Fighting With Love
Although I was a young teenager during the Vietnam war, people often ask if I ever served in the military. I say no, but I did get all my combat experience during my first marriage. Of course I’m looking for a cheap laugh, but there really is some truth to it. Learning how to fight, whether in war or peace, is the prerequisite to winning any conflict because battles are won in training and not on the battlefield. A fighter, soldier or champion doesn’t win by shear muscle or determination but by the hours, weeks, months and years they spend preparing for action.
Our battles as men don’t have to be physical or competitive to require a regimented discipline to be victorious, but we still need to continually develop the discipline of our internal character so we don’t get caught up in the heat of a moment by saying or doing something we’ll regret.
Regardless of the type of conflict, training and self-control is critical to averting the escalation of emotions that can make matters worse. Unless you’ve trained yourself to “fight”, then it’s easy to get caught up in the emotional turbulence when destructive accusations and frustrations are flying from every direction like trailers in a tornado.
The first rule of battle is stick to your training and your battle plan or you will be vulnerable to defeat. The defeat of your dignity, integrity, and self-respect. So what is the one crucial element needed to prevent the failure of character you work so hard to maintain and want others to admire?
Love.
Now hear me out, I don’t mean the love most think of as mushy, passive, or submissive. I mean the omnipotence of a love that compels you to give up your life for another. The love that forgives to protect a relationship. A love that is an action and never an emotion. I’m talking about real love, not the love that is only felt when everything is going your way.
As I look to foundational truths to guide my behavior, I look to the historical biblical writings of 1st Corinthians, chapter 13 which describes authentic love. “Love is patient, love is kind. It is not easily angered and keeps no record of wrongs, etc.” Nowhere in this description of love does it say “Love FEELS patient, love FEELS kind” nor does love FEEL anything else for that matter. We have it backwards, feelings are not the trigger that determines our actions but merely the byproduct of the actions we choose. Choose to fight with the power of love.

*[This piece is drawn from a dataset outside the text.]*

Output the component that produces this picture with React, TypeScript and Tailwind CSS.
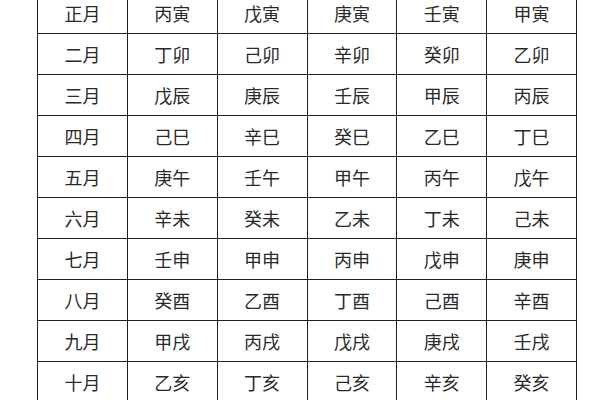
import React from "react";

const rows: string[][] = [
  ["正月", "丙寅", "戊寅", "庚寅", "壬寅", "甲寅"],
  ["二月", "丁卯", "己卯", "辛卯", "癸卯", "乙卯"],
  ["三月", "戊辰", "庚辰", "壬辰", "甲辰", "丙辰"],
  ["四月", "己巳", "辛巳", "癸巳", "乙巳", "丁巳"],
  ["五月", "庚午", "壬午", "甲午", "丙午", "戊午"],
  ["六月", "辛未", "癸未", "乙未", "丁未", "己未"],
  ["七月", "壬申", "甲申", "丙申", "戊申", "庚申"],
  ["八月", "癸酉", "乙酉", "丁酉", "己酉", "辛酉"],
  ["九月", "甲戌", "丙戌", "戊戌", "庚戌", "壬戌"],
  ["十月", "乙亥", "丁亥", "己亥", "辛亥", "癸亥"],
];

const App = () => {
  return (
    <div className="w-[600px] h-[400px] overflow-hidden bg-white">
      <div className="ml-[37px] mt-[-8px] w-[540px] grid grid-cols-6 border-l border-t border-[#1f1f1f] font-['Noto_Sans_CJK_SC',sans-serif] text-[18px] text-[#2a2a2a]">
        {rows.map((row, i) =>
          row.map((cell, j) => (
            <div
              key={`${i}-${j}`}
              className="h-[41px] flex items-center justify-center border-r border-b border-[#1f1f1f]"
            >
              {cell}
            </div>
          ))
        )}
      </div>
    </div>
  );
};

export default App;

What about those who are difficult to love? It’s a choice. As you “lift” heavier burdens, you build the strength and stamina needed to be able to conquer the bigger issues in life. Unless you use the correct technique (1st Corinthians 13) you will never rise to the occasion, but only fall to the level of your training. Your commitment to prepare will determine your ability to defend your territory, and your territory as a man of honor would be your significant other, or children, or friendships, or anyone else who is worth protecting and fighting for.
What if you don’t feel the emotion needed to respond in love? My friend, these are your moments of growth towards being a better man. It is then you will be at the perfect place to experience what it is to truly love without the impulsive emotion to compel you to be patient, humble, calm, and many other admirable attributes. The most powerful demonstration of your love will be when it’s done by will and not by emotion.
Cyrus the Great (600-530 BC) said: “Soft lands breeds soft men; wondrous fruits of the earth and valiant warriors grow not from the same soil” meaning that unless we as men learn to struggle through, and overcome our own battles, we become and perpetuate soft men. Is that the legacy you want?